Le transfert est un levier central de la psychanalyse. Dans l’enseignement, du transfert est également à l’œuvre. La religion peut également être l’occasion de transferts. Le maniement du transfert est délicat et peut s’avérer dangereux selon qui l’utilise, et à quelles fins il en fait usage. La théorie de l’inconscient est au service du sujet et de la conquête de liberté. Quand le transfert aliène, il dévie de sa mission libératrice. Un enfant est vulnérable, plus encore à l’orée de l’adolescence. Lorsque la croyance en un dieu produit de la violence, elle dévie de sa mission et se met au service d’une politique conquérante. Nous quittons alors la foi, affaire personnelle, intime, pour entrer dans l’espace politique d’expansion de l’islam.

Durant le débat organisé par l’enseignante avec les familles, le niveau de réflexion varie selon les individus. Certain.es musulman.es peuvent s’exprimer en leur nom sans désavouer le Coran, là où d’autres sont aux prises avec une soumission aux préceptes ininterrogeable.

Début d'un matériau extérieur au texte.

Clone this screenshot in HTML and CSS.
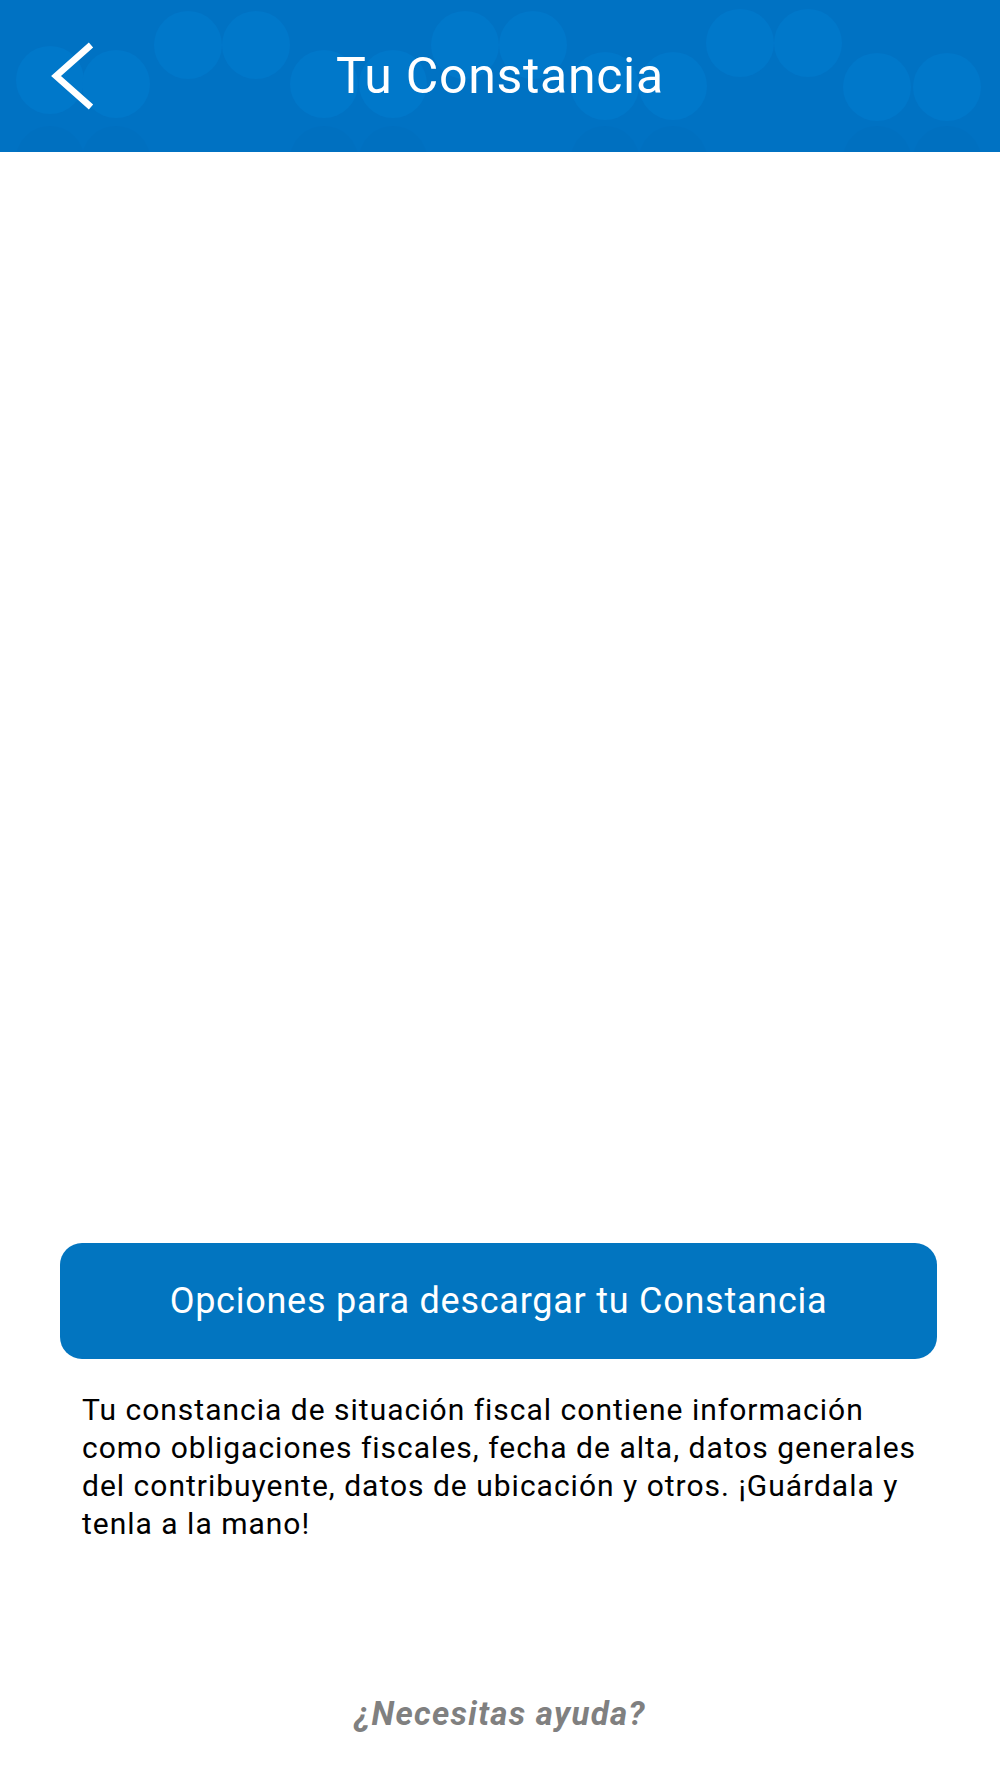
FILE: index.html
```html
<!DOCTYPE html>
<html lang="es">
<head>
<meta charset="utf-8">
<title>Tu Constancia</title>
<link rel="stylesheet" href="styles.css">
</head>
<body>
<header class="topbar">
  <svg class="topbar-bg" width="1000" height="152" viewBox="0 0 1000 152" aria-hidden="true">
    <rect width="1000" height="152" fill="#0072c3"/>
    <g fill="#0078ca">
      <circle cx="50" cy="80" r="34"/><circle cx="116" cy="84" r="34"/>
      <circle cx="188" cy="45" r="34"/><circle cx="256" cy="45" r="34"/>
      <circle cx="324" cy="84" r="34"/><circle cx="393" cy="84" r="34"/>
      <circle cx="465" cy="45" r="34"/><circle cx="533" cy="45" r="34"/>
      <circle cx="605" cy="86" r="34"/><circle cx="673" cy="86" r="34"/>
      <circle cx="740" cy="43" r="34"/><circle cx="808" cy="43" r="34"/>
      <circle cx="877" cy="87" r="34"/><circle cx="947" cy="87" r="34"/>
    </g>
    <g fill="#0070c0">
      <circle cx="50" cy="160" r="34"/><circle cx="116" cy="160" r="34"/>
      <circle cx="324" cy="160" r="34"/><circle cx="393" cy="160" r="34"/>
      <circle cx="605" cy="160" r="34"/><circle cx="673" cy="160" r="34"/>
      <circle cx="877" cy="160" r="34"/><circle cx="947" cy="160" r="34"/>
    </g>
  </svg>
  <button class="back" aria-label="Regresar">
    <svg width="60" height="80" viewBox="40 36 60 80">
      <polyline points="91,45 56,76 91,107" fill="none" stroke="#ffffff" stroke-width="6.5" stroke-linejoin="miter"/>
    </svg>
  </button>
  <h1 class="title">Tu Constancia</h1>
</header>
<main class="content">
  <div class="viewer"></div>
  <button class="primary-btn">Opciones para descargar tu Constancia</button>
  <p class="info">Tu constancia de situación fiscal contiene información como obligaciones fiscales, fecha de alta, datos generales del contribuyente, datos de ubicación y otros. ¡Guárdala y tenla a la mano!</p>
  <p class="help">¿Necesitas ayuda?</p>
</main>
</body>
</html>
```

FILE: styles.css
```css
* { box-sizing: border-box; }
html, body {
  margin: 0;
  padding: 0;
  background: #ffffff;
  font-family: Roboto, "Noto Sans", "Liberation Sans", sans-serif;
}
.topbar {
  position: relative;
  height: 152px;
  overflow: hidden;
  display: flex;
  align-items: center;
  justify-content: center;
  background: #0072c3;
}
.topbar-bg {
  position: absolute;
  left: 0;
  top: 0;
}
.back {
  position: absolute;
  left: 40px;
  top: 36px;
  width: 60px;
  height: 80px;
  padding: 0;
  border: 0;
  background: transparent;
}
.back svg { display: block; }
.title {
  position: relative;
  margin: 0;
  color: #ffffff;
  font-weight: 400;
  font-size: 50px;
  line-height: 58px;
  letter-spacing: 0.7px;
}
.content {
  display: flex;
  flex-direction: column;
}
.viewer {
  height: 1091px;
}
.primary-btn {
  margin: 0 63px 0 60px;
  height: 116px;
  border: 0;
  border-radius: 22px;
  background: #0275c0;
  color: #ffffff;
  font-family: Roboto, "Noto Sans", "Liberation Sans", sans-serif;
  font-size: 36px;
  font-weight: 400;
  letter-spacing: 0.75px;
}
.info {
  margin: 32px 68px 0 82px;
  color: #000000;
  font-size: 30px;
  line-height: 38px;
  letter-spacing: 1px;
}
.help {
  margin: 153px 0 0 0;
  text-align: center;
  color: #808080;
  font-size: 33px;
  line-height: 36px;
  font-weight: 700;
  font-style: italic;
  letter-spacing: 1.3px;
}
```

Femmes et hommes, mères, pères se questionnent sur la définition d’être «un bon musulman.» Conduites et prises de position de chacun.e se déterminent par la non déviance et la crainte de la punition divine. Voyant que son frère ne parvient pas à contrer l’enseignante, Ahmed la discrédite par l’accusation suprême de «fauter avec un juif».

Ahmed s’enfuit et sera dès lors obnubilé par le projet d’éliminer cette «impure.» C’est de l’affrontement de deux transferts incompatibles, que naît la solution du passage à l’acte. Faute de pouvoir supporter l’ambivalence, Ahmed ne peut aborder le conflit de loyautés, qu’au travers du clivage et se voir ainsi sommé de choisir son camp. L’emprise du discours de certitude conduit vers la mort sacrificielle comme seule voie de salut.